A exemplificação desse domínio técnico desenvolvido por Lêdo Ivo (que não se confunde com a técnica de fazer versos) na observação e leitura de diversos livros da poesia brasileira, é conseguida através de muita meditação e convívio com as várias soluções verbais e versificatórias possíveis. Além disso, são necessários muitos anos de tentativa, convivência com os mestres de todos os tempos literários, amadurecimento e conhecimento interior. Todavia, algo mais além do que a perícia formal se fazia necessário para sustentar um livro como esse, com muitos altos momentos e poucos reveses. Há que se destacar as palavras de Wladimir Saldanha (2013) no primeiro ensaio sobre o livro, ainda na versão ibérica da obra, anterior à edição brasileira:

“Interessante, nesse ponto, ressaltar a coerência criativa de Mormaço, pois o livro não é um mero amontoado de poemas escritos profusamente, como um adeus espalhafatoso, de quem procura assegurar-se do aceno.

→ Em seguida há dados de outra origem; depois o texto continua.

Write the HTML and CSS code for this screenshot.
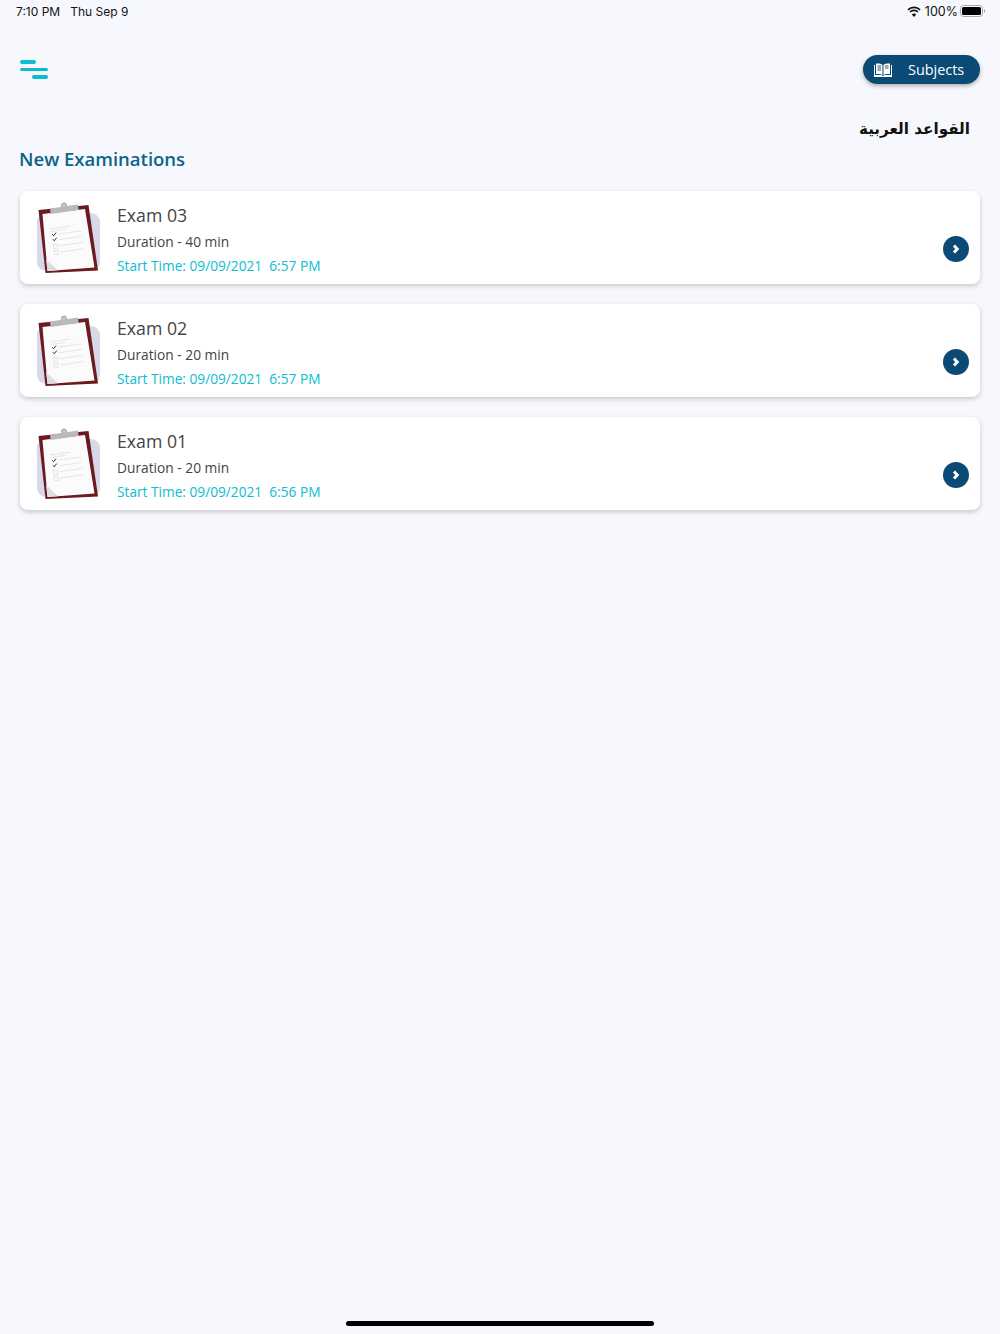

O próprio signo “mormaço”, quando não está diretamente relacionado ao ambiente dos poemas, à sugestão de morte que domina o livro, ocorre discretamente [...].” (SALDANHA, 2013, p. 5).

 Eis a grande lição de Mormaço: Lêdo Ivo almeja “o entender contemplando” que remete não ao sentido de ordem mais cosmológica, mas ao imanente e real-concreto existencial da vida. O autor não faz mera especulação, mas oferece a si mesmo e aos leitores um questionamento da natureza do ser, da precariedade da existência, e da relutante despedida temporal, estando neste último subtema o cerne da questão. Lêdo Ivo pranteia o ser fenomênico – talvez porque tenha sido, afinal, um homem realizado, pleno, tendo conhecido alguma forma de felicidade na limitação que é de todos nós. Um exemplo comovente é visto na peça intitulada “Novo Soneto de Paris”, espécie de poema temporão que dialoga com a obra de cinquenta e oito anos atrás, Um brasileiro em Paris, de 1955, em que o “Novo” se revela, em verdade, como o “último momento” de uma vida que sempre se reinventava, e que de alguma maneira se transmutou para outra e definitiva forma: o coração e o espírito de seus leitores e admiradores:
[...]
a ti dedico os passos derradeiros
que me afastam da vida quando passo
sob as árvores da longa alameda.

Entre a noite indolente e os sóis primeiros
cai a folha do amor, e cai no espaço
do dia breve. E a morte é muda e lêda.
                                          (IVO, 2013, p. 217).

REFERENCIAS

IVO, Lêdo. Poesia Completa. Rio de Janeiro: Topbooks, 2004.
IVO, Lêdo. Mormaço. Rio de Janeiro: Contracapa, 2013.
JUNQUEIRA, Ivan. Quem tem medo de Lêdo Ivo? In: IVO, Lêdo. Poesia Completa. Rio de Janeiro: Topbooks, 2004.
SALDANHA, Wladimir. A morte solar de Lêdo Ivo. Disponível em: <>. Acesso em 27 de Setembro de 2013.